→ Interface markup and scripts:
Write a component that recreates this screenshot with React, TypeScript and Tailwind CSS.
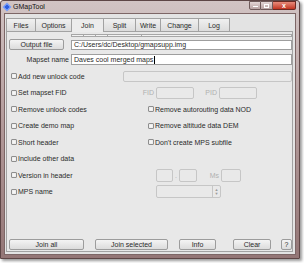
const tabs = [
  { label: "Files", w: "w-[30px]" },
  { label: "Options", w: "w-[37px]" },
  { label: "Join", w: "w-[33px]", active: true },
  { label: "Split", w: "w-[33px]" },
  { label: "Write", w: "w-[26px]" },
  { label: "Change", w: "w-[39px]" },
  { label: "Log", w: "w-[32px]" },
];

function Box() {
  return <span className="w-[6px] h-[6px] shrink-0 border border-[#8e8e8e] bg-[#f6f6f6] rounded-[1px] shadow-[inset_0_0_1px_#bbb]" />;
}

function Check({ label }: { label: string }) {
  return (
    <div className="flex items-center gap-[1px]">
      <Box />
      <span className="leading-none">{label}</span>
    </div>
  );
}

function Field({ className = "", children }: { className?: string; children?: React.ReactNode }) {
  return (
    <div className={`border border-[#c6c6c6] bg-[#e9e9e9] rounded-[2px] ${className}`}>{children}</div>
  );
}

function Btn({ label, w }: { label: string; w: string }) {
  return (
    <div
      className={`${w} h-[11px] flex items-center justify-center border border-[#9c9c9c] rounded-[2px] bg-gradient-to-b from-[#f4f4f4] to-[#dcdcdc] leading-none`}
    >
      {label}
    </div>
  );
}

export default function App() {
  return (
    <div className="w-[304px] h-[263px] bg-white overflow-hidden font-['Liberation_Sans',Arial,sans-serif] text-[7px] text-[#2a2a2a]">
      <div className="w-[300px] h-[259px] flex flex-col border border-[#5e4646] rounded-t-[3px] bg-gradient-to-b from-[#d2c4c4] via-[#b29999] to-[#947676] shadow-[2px_2px_3px_rgba(0,0,0,0.4)]">
        {/* title bar */}
        <div className="h-[12px] flex items-start shrink-0">
          <div className="flex items-center h-[11px] pl-[3px] gap-[3px]">
            <span className="w-[6px] h-[6px] rotate-45 bg-[#2c5de0] border border-[#8fb0ff]" />
            <span className="leading-none text-[#111]">GMapTool</span>
          </div>
          <div className="ml-auto mr-[3px] flex">
            <div className="w-[12px] h-[9px] border border-[#6f5a5a] rounded-bl-[2px] bg-gradient-to-b from-[#e4d6d6] to-[#b9a3a3] flex items-end justify-center pb-[2px]">
              <span className="w-[5px] h-[1px] bg-white" />
            </div>
            <div className="w-[12px] h-[9px] border-y border-r border-[#6f5a5a] bg-gradient-to-b from-[#e4d6d6] to-[#b9a3a3] flex items-center justify-center">
              <span className="w-[5px] h-[4px] border border-white" />
            </div>
            <div className="w-[23px] h-[9px] border-y border-r border-[#6b2a22] rounded-br-[2px] bg-gradient-to-b from-[#e88a7a] to-[#c1321f] flex items-center justify-center text-white font-bold leading-none">
              x
            </div>
          </div>
        </div>
        {/* client area */}
        <div className="flex-1 mx-[3px] mb-[3px] bg-[#e3e3e3] flex flex-col pt-[3px] pl-[1px] pr-[2px] pb-[2px] border border-[#7d6666]">
          <div className="flex h-[14px] items-end shrink-0">
            {tabs.map((t) => (
              <div
                key={t.label}
                className={`${t.w} flex items-center justify-center leading-none border-t border-x border-[#a2a2a2] -ml-px first:ml-0 ${
                  t.active
                    ? "h-[14px] bg-[#ececec] relative z-10 mb-[-1px] pb-[1px]"
                    : "h-[13px] bg-gradient-to-b from-[#f0f0f0] to-[#dcdcdc]"
                }`}
              >
                {t.label}
              </div>
            ))}
          </div>
          <div className="flex-1 border border-[#a2a2a2] bg-[#e8e8e8] flex flex-col">
            {/* ruler */}
            <div className="ml-[64px] mt-[2px] w-[221px] h-[3px] border border-[#a6a6a6] bg-[#f2f2f2] flex">
              <span className="w-[12px] border-r border-[#a6a6a6]" />
              <span className="w-[12px] border-r border-[#a6a6a6]" />
              <span className="w-[12px] border-r border-[#a6a6a6]" />
              <span className="w-[34px] border-r border-[#a6a6a6]" />
            </div>
            {/* output file */}
            <div className="flex mt-[2px] ml-[2px] items-center">
              <Btn label="Output file" w="w-[55px]" />
              <div className="ml-[7px] w-[221px] h-[10px] border border-[#9e9e9e] bg-white flex items-center px-[2px] leading-none">
                C:/Users/dc/Desktop/gmapsupp.img
              </div>
            </div>
            {/* mapset name */}
            <div className="flex mt-[4px] items-center">
              <span className="w-[62px] text-right leading-none">Mapset name</span>
              <div className="ml-[2px] w-[221px] h-[11px] border border-[#9e9e9e] bg-white flex items-center px-[2px] leading-none">
                Daves cool merged maps
                <span className="w-px h-[8px] bg-black ml-px" />
              </div>
            </div>
            {/* options */}
            <div className="mt-[3px] pl-[4px] flex flex-col">
              <div className="h-[16.5px] flex items-center">
                <div className="w-[112px]"><Check label="Add new unlock code" /></div>
                <Field className="w-[169px] h-[11px]" />
              </div>
              <div className="h-[16.5px] flex items-center">
                <div className="w-[130px]"><Check label="Set mapset FID" /></div>
                <span className="w-[13px] text-right text-[#b0b0b0] leading-none">FID</span>
                <Field className="ml-[2px] w-[38px] h-[12px]" />
                <span className="w-[25px] text-right pr-[2px] text-[#b0b0b0] leading-none">PID</span>
                <Field className="w-[38px] h-[12px]" />
              </div>
              <div className="h-[16.5px] flex items-center">
                <div className="w-[137px]"><Check label="Remove unlock codes" /></div>
                <Check label="Remove autorouting data NOD" />
              </div>
              <div className="h-[16.5px] flex items-center">
                <div className="w-[137px]"><Check label="Create demo map" /></div>
                <Check label="Remove altitude data DEM" />
              </div>
              <div className="h-[16.5px] flex items-center">
                <div className="w-[137px]"><Check label="Short header" /></div>
                <Check label="Don't create MPS subfile" />
              </div>
              <div className="h-[16.5px] flex items-center">
                <Check label="Include other data" />
              </div>
              <div className="h-[16.5px] flex items-center">
                <div className="w-[145px]"><Check label="Version in header" /></div>
                <Field className="w-[17px] h-[13px]" />
                <span className="w-[6px] text-center text-[#b0b0b0] leading-none">.</span>
                <Field className="w-[18px] h-[13px]" />
                <span className="w-[24px] text-right pr-[2px] text-[#b0b0b0] leading-none">Ms</span>
                <Field className="w-[20px] h-[13px]" />
              </div>
              <div className="h-[16.5px] flex items-center">
                <div className="w-[145px]"><Check label="MPS name" /></div>
                <Field className="w-[65px] h-[13px] flex justify-end">
                  <div className="w-[8px] border-l border-[#c6c6c6] flex flex-col items-center justify-center text-[4px] leading-[4px] text-[#9a9a9a]">
                    <span>▲</span>
                    <span>▼</span>
                  </div>
                </Field>
              </div>
            </div>
            {/* bottom buttons */}
            <div className="mt-auto mb-[1px] ml-[2px] flex items-center">
              <Btn label="Join all" w="w-[75px]" />
              <div className="ml-[11px]"><Btn label="Join selected" w="w-[73px]" /></div>
              <div className="ml-[11px]"><Btn label="Info" w="w-[37px]" /></div>
              <div className="ml-[17px]"><Btn label="Clear" w="w-[38px]" /></div>
              <div className="ml-[10px]"><Btn label="?" w="w-[11px]" /></div>
            </div>
          </div>
        </div>
      </div>
    </div>
  );
}
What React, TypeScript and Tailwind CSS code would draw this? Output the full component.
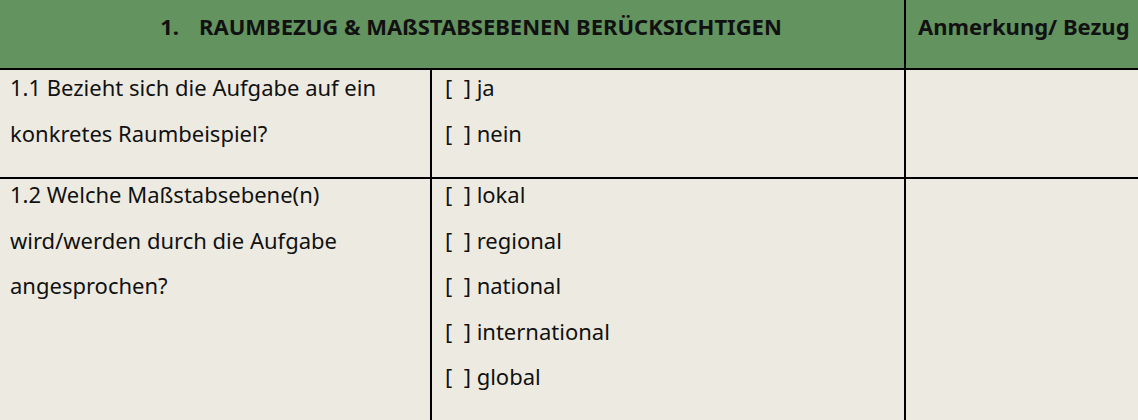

→ Written problem: Reproduce every line exactly and omit all pictures.

→ Exercise solution:
Write a component that recreates this screenshot with React, TypeScript and Tailwind CSS.
const tabs = [
  { label: "Files", w: "w-[30px]" },
  { label: "Options", w: "w-[37px]" },
  { label: "Join", w: "w-[33px]", active: true },
  { label: "Split", w: "w-[33px]" },
  { label: "Write", w: "w-[26px]" },
  { label: "Change", w: "w-[39px]" },
  { label: "Log", w: "w-[32px]" },
];

function Box() {
  return <span className="w-[6px] h-[6px] shrink-0 border border-[#8e8e8e] bg-[#f6f6f6] rounded-[1px] shadow-[inset_0_0_1px_#bbb]" />;
}

function Check({ label }: { label: string }) {
  return (
    <div className="flex items-center gap-[1px]">
      <Box />
      <span className="leading-none">{label}</span>
    </div>
  );
}

function Field({ className = "", children }: { className?: string; children?: React.ReactNode }) {
  return (
    <div className={`border border-[#c6c6c6] bg-[#e9e9e9] rounded-[2px] ${className}`}>{children}</div>
  );
}

function Btn({ label, w }: { label: string; w: string }) {
  return (
    <div
      className={`${w} h-[11px] flex items-center justify-center border border-[#9c9c9c] rounded-[2px] bg-gradient-to-b from-[#f4f4f4] to-[#dcdcdc] leading-none`}
    >
      {label}
    </div>
  );
}

export default function App() {
  return (
    <div className="w-[304px] h-[263px] bg-white overflow-hidden font-['Liberation_Sans',Arial,sans-serif] text-[7px] text-[#2a2a2a]">
      <div className="w-[300px] h-[259px] flex flex-col border border-[#5e4646] rounded-t-[3px] bg-gradient-to-b from-[#d2c4c4] via-[#b29999] to-[#947676] shadow-[2px_2px_3px_rgba(0,0,0,0.4)]">
        {/* title bar */}
        <div className="h-[12px] flex items-start shrink-0">
          <div className="flex items-center h-[11px] pl-[3px] gap-[3px]">
            <span className="w-[6px] h-[6px] rotate-45 bg-[#2c5de0] border border-[#8fb0ff]" />
            <span className="leading-none text-[#111]">GMapTool</span>
          </div>
          <div className="ml-auto mr-[3px] flex">
            <div className="w-[12px] h-[9px] border border-[#6f5a5a] rounded-bl-[2px] bg-gradient-to-b from-[#e4d6d6] to-[#b9a3a3] flex items-end justify-center pb-[2px]">
              <span className="w-[5px] h-[1px] bg-white" />
            </div>
            <div className="w-[12px] h-[9px] border-y border-r border-[#6f5a5a] bg-gradient-to-b from-[#e4d6d6] to-[#b9a3a3] flex items-center justify-center">
              <span className="w-[5px] h-[4px] border border-white" />
            </div>
            <div className="w-[23px] h-[9px] border-y border-r border-[#6b2a22] rounded-br-[2px] bg-gradient-to-b from-[#e88a7a] to-[#c1321f] flex items-center justify-center text-white font-bold leading-none">
              x
            </div>
          </div>
        </div>
        {/* client area */}
        <div className="flex-1 mx-[3px] mb-[3px] bg-[#e3e3e3] flex flex-col pt-[3px] pl-[1px] pr-[2px] pb-[2px] border border-[#7d6666]">
          <div className="flex h-[14px] items-end shrink-0">
            {tabs.map((t) => (
              <div
                key={t.label}
                className={`${t.w} flex items-center justify-center leading-none border-t border-x border-[#a2a2a2] -ml-px first:ml-0 ${
                  t.active
                    ? "h-[14px] bg-[#ececec] relative z-10 mb-[-1px] pb-[1px]"
                    : "h-[13px] bg-gradient-to-b from-[#f0f0f0] to-[#dcdcdc]"
                }`}
              >
                {t.label}
              </div>
            ))}
          </div>
          <div className="flex-1 border border-[#a2a2a2] bg-[#e8e8e8] flex flex-col">
            {/* ruler */}
            <div className="ml-[64px] mt-[2px] w-[221px] h-[3px] border border-[#a6a6a6] bg-[#f2f2f2] flex">
              <span className="w-[12px] border-r border-[#a6a6a6]" />
              <span className="w-[12px] border-r border-[#a6a6a6]" />
              <span className="w-[12px] border-r border-[#a6a6a6]" />
              <span className="w-[34px] border-r border-[#a6a6a6]" />
            </div>
            {/* output file */}
            <div className="flex mt-[2px] ml-[2px] items-center">
              <Btn label="Output file" w="w-[55px]" />
              <div className="ml-[7px] w-[221px] h-[10px] border border-[#9e9e9e] bg-white flex items-center px-[2px] leading-none">
                C:/Users/dc/Desktop/gmapsupp.img
              </div>
            </div>
            {/* mapset name */}
            <div className="flex mt-[4px] items-center">
              <span className="w-[62px] text-right leading-none">Mapset name</span>
              <div className="ml-[2px] w-[221px] h-[11px] border border-[#9e9e9e] bg-white flex items-center px-[2px] leading-none">
                Daves cool merged maps
                <span className="w-px h-[8px] bg-black ml-px" />
              </div>
            </div>
            {/* options */}
            <div className="mt-[3px] pl-[4px] flex flex-col">
              <div className="h-[16.5px] flex items-center">
                <div className="w-[112px]"><Check label="Add new unlock code" /></div>
                <Field className="w-[169px] h-[11px]" />
              </div>
              <div className="h-[16.5px] flex items-center">
                <div className="w-[130px]"><Check label="Set mapset FID" /></div>
                <span className="w-[13px] text-right text-[#b0b0b0] leading-none">FID</span>
                <Field className="ml-[2px] w-[38px] h-[12px]" />
                <span className="w-[25px] text-right pr-[2px] text-[#b0b0b0] leading-none">PID</span>
                <Field className="w-[38px] h-[12px]" />
              </div>
              <div className="h-[16.5px] flex items-center">
                <div className="w-[137px]"><Check label="Remove unlock codes" /></div>
                <Check label="Remove autorouting data NOD" />
              </div>
              <div className="h-[16.5px] flex items-center">
                <div className="w-[137px]"><Check label="Create demo map" /></div>
                <Check label="Remove altitude data DEM" />
              </div>
              <div className="h-[16.5px] flex items-center">
                <div className="w-[137px]"><Check label="Short header" /></div>
                <Check label="Don't create MPS subfile" />
              </div>
              <div className="h-[16.5px] flex items-center">
                <Check label="Include other data" />
              </div>
              <div className="h-[16.5px] flex items-center">
                <div className="w-[145px]"><Check label="Version in header" /></div>
                <Field className="w-[17px] h-[13px]" />
                <span className="w-[6px] text-center text-[#b0b0b0] leading-none">.</span>
                <Field className="w-[18px] h-[13px]" />
                <span className="w-[24px] text-right pr-[2px] text-[#b0b0b0] leading-none">Ms</span>
                <Field className="w-[20px] h-[13px]" />
              </div>
              <div className="h-[16.5px] flex items-center">
                <div className="w-[145px]"><Check label="MPS name" /></div>
                <Field className="w-[65px] h-[13px] flex justify-end">
                  <div className="w-[8px] border-l border-[#c6c6c6] flex flex-col items-center justify-center text-[4px] leading-[4px] text-[#9a9a9a]">
                    <span>▲</span>
                    <span>▼</span>
                  </div>
                </Field>
              </div>
            </div>
            {/* bottom buttons */}
            <div className="mt-auto mb-[1px] ml-[2px] flex items-center">
              <Btn label="Join all" w="w-[75px]" />
              <div className="ml-[11px]"><Btn label="Join selected" w="w-[73px]" /></div>
              <div className="ml-[11px]"><Btn label="Info" w="w-[37px]" /></div>
              <div className="ml-[17px]"><Btn label="Clear" w="w-[38px]" /></div>
              <div className="ml-[10px]"><Btn label="?" w="w-[11px]" /></div>
            </div>
          </div>
        </div>
      </div>
    </div>
  );
}
What React, TypeScript and Tailwind CSS code would draw this? Output the full component.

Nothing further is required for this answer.